Radio’s golden age was rather brief—the mid-1930s through the early 1950s—but it lasted long enough to create some beloved comic personalities that endured for the rest of the century. Radio made millionaires out of comedians who had toiled for years touring the vaudeville circuits and performing in Broadway revues.
Eddie Cantor was one of radio’s first major comedians. By the start of the 1930s Cantor was a bona fide star, having triumphed on Broadway and in vaudeville, movies and books. The final medium for Cantor to conquer was radio—and he did, to the amazement of many. His broad motions and brash speech pattern were designed to reach large crowds in massive theaters and seemed out of place in the subtle medium. His writer, Philip Rapp, said, “Possibly because there was very little to listen to in those days, the Cantor program remained on top of the rating services.”
Cantor was paid a hundred dollars a minute for his first radio guest shot, a five-minute monologue on The Eveready Hour in 1931. It led to a hosting job on The Chase and Sanborn Hour, and his following grew.

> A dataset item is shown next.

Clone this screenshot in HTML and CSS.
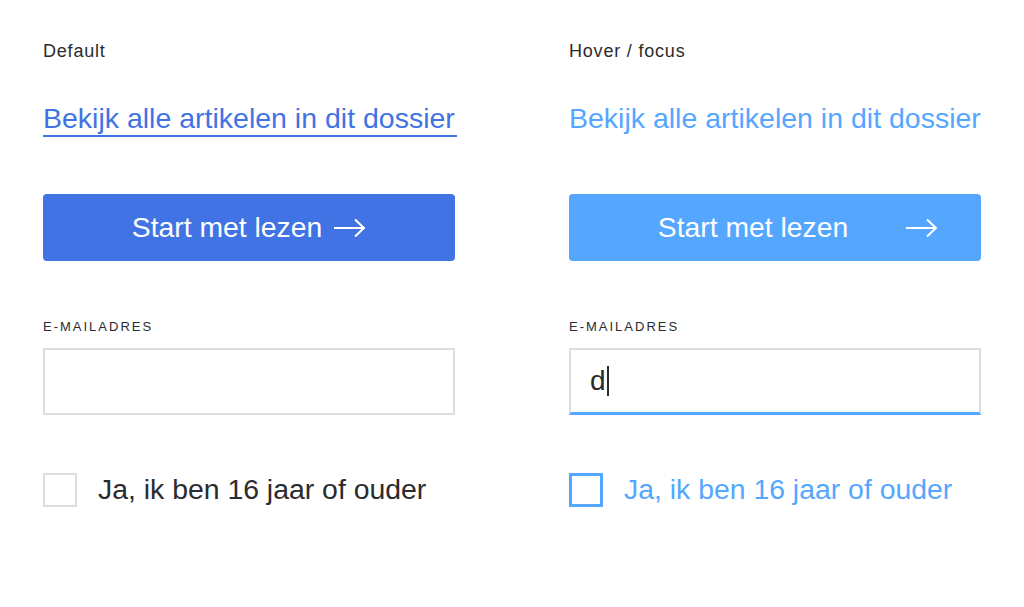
FILE: index.html
```html
<!DOCTYPE html>
<html lang="nl">
<head>
<meta charset="utf-8">
<title>States</title>
<link rel="stylesheet" href="styles.css">
</head>
<body>
<main class="grid">
  <section class="col">
    <div class="state-title">Default</div>
    <div class="link-row"><a class="link" href="#">Bekijk alle artikelen in dit dossier</a></div>
    <button class="btn">
      <span>Start met lezen</span>
      <svg class="arrow" width="33" height="20" viewBox="0 0 33 20"><path d="M1 10H31M22 1.5L31 10L22 18.5" fill="none" stroke="#fff" stroke-width="2"/></svg>
    </button>
    <div class="field">
      <div class="field-label">E-MAILADRES</div>
      <div class="input"></div>
    </div>
    <label class="check">
      <span class="box"></span>
      <span class="check-text">Ja, ik ben 16 jaar of ouder</span>
    </label>
  </section>
  <section class="col hover">
    <div class="state-title">Hover / focus</div>
    <div class="link-row"><a class="link" href="#">Bekijk alle artikelen in dit dossier</a></div>
    <button class="btn">
      <span>Start met lezen</span>
      <svg class="arrow" width="33" height="20" viewBox="0 0 33 20"><path d="M1 10H31M22 1.5L31 10L22 18.5" fill="none" stroke="#fff" stroke-width="2"/></svg>
    </button>
    <div class="field">
      <div class="field-label">E-MAILADRES</div>
      <div class="input"><span class="typed">d</span><span class="caret"></span></div>
    </div>
    <label class="check">
      <span class="box"></span>
      <span class="check-text">Ja, ik ben 16 jaar of ouder</span>
    </label>
  </section>
</main>
</body>
</html>
```

FILE: styles.css
```css
* { box-sizing: border-box; }
html, body { margin: 0; padding: 0; background: #fff; }
body {
  font-family: "Liberation Sans", Arial, sans-serif;
  color: #2b2b2e;
}
.grid {
  display: grid;
  grid-template-columns: 412px 412px;
  column-gap: 114px;
  padding: 40px 0 0 43px;
}
.col { display: flex; flex-direction: column; }
.state-title {
  font-size: 18px;
  letter-spacing: 0.8px;
  line-height: 22px;
  color: #2b2b2e;
}
.link-row { margin-top: 40px; height: 37px; }
.link {
  font-size: 28.5px;
  line-height: 32px;
  color: #4173e4;
  text-decoration: none;
  border-bottom: 2px solid #4173e4;
  padding-bottom: 1px;
  display: inline-block;
  width: 414px;
  white-space: nowrap;
}
.hover .link { color: #55a6ff; border-bottom-color: transparent; }
.btn {
  margin-top: 55px;
  height: 67px;
  width: 412px;
  border: 0;
  border-radius: 4px;
  background: #4173e4;
  color: #fff;
  font-family: inherit;
  font-size: 28.3px;
  display: flex;
  align-items: center;
  justify-content: center;
  gap: 11px;
  padding: 0;
}
.hover .btn { background: #55a6ff; }
.hover .btn .arrow { transform: translateX(46px); }
.field { margin-top: 58px; }
.field-label {
  font-size: 13px;
  letter-spacing: 2px;
  line-height: 16px;
  color: #2b2b2e;
}
.input {
  margin-top: 13px;
  height: 67px;
  border: 2px solid #dcdde2;
  display: flex;
  align-items: center;
  padding-left: 19px;
}
.hover .input { border-bottom: 3px solid #55a6ff; }
.typed { font-size: 28px; color: #2b2b2e; }
.caret { width: 2px; height: 30px; background: #2b2b2e; margin-left: 1px; }
.check {
  margin-top: 58px;
  display: flex;
  align-items: center;
  gap: 21px;
}
.box {
  width: 34px;
  height: 34px;
  border: 2px solid #dcdde2;
  flex: none;
}
.check-text { font-size: 28.4px; line-height: 32px; color: #2b2b2e; margin-top: -2px; }
.hover .box { border: 3px solid #55a6ff; }
.hover .check-text { color: #55a6ff; }
```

Mel Brooks was a young fan at the time. “Eddie Cantor was very important to me. Very influential on my work. The sketches were fast and furious—and Cantor was great at supporting the other guy in the sketch. It was Cantor who was making it all work for me.”
The comedy community at the time was less impressed. “Cantor was the first man to wear costumes for a radio audience,” said Rapp. “Laughs were mystifying to the home listener. Laughs were provoked by gestures and other means. When script lines were cut we wound up with nothing but trash.” Physical shtick and funny costumes played the same role as laugh tracks did years later; if the people at home heard an audience laughing they figured it must be funny—even if the laughter had little relation to what was being said.